A Critical Reevaluation and Historical Reassessment Begins

In 1960, at sixty-three years old, Douglas suffered a debilitating stroke that confined her to a wheelchair. Douglas was too poor to afford a nursing home and was cared for by a sister, and by the time she died on August 6, 1973, her family could not even afford a headstone for her grave. Nevertheless, Douglas had left a legacy in both her music and her independent spirit. Readers of the British publication Blues Unlimited voted Douglas “Best Female Vocalist,” just ahead of Bessie Smith and Ma Rainey, in 1973, perhaps in acknowledgment of her death. Douglas was among the Blues Foundation and Blues Hall of Fame’s first twenty inductees when it was established in Memphis in 1980. Douglas was the only woman in the group besides Bessie Smith.

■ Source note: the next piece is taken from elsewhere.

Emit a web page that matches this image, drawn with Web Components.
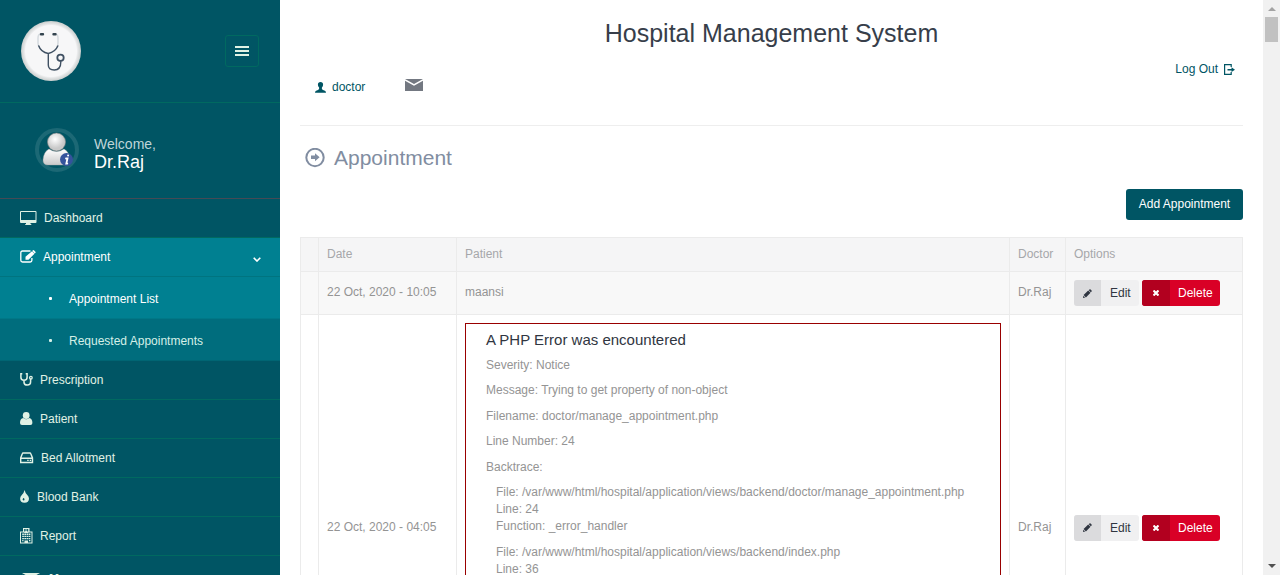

In 1996 blues singer and songwriter Bonnie Raitt had a headstone installed at Douglas’s grave at the Mt. Zion Baptist Church in Walls, Mississippi. An inscription reads, “The hundreds of sides Minnie recorded are the perfect material to teach us about the blues. For the blues are at once general, and particular, speaking for millions, but in a highly singular, individual voice. Listening to Minnie’s songs we hear her fantasies, her dreams, her desires, but we will hear them as if they were our own.”

In 2012 folk, blues, and jazz vocalist and record producer Maria Muldaur put together First Came Memphis Minnie, a collection of Memphis Minnie’s best-known songs performed by female blues artists such as Raitt, Ruthie Foster, Rory Block, Phoebe Snow, and Koko Taylor.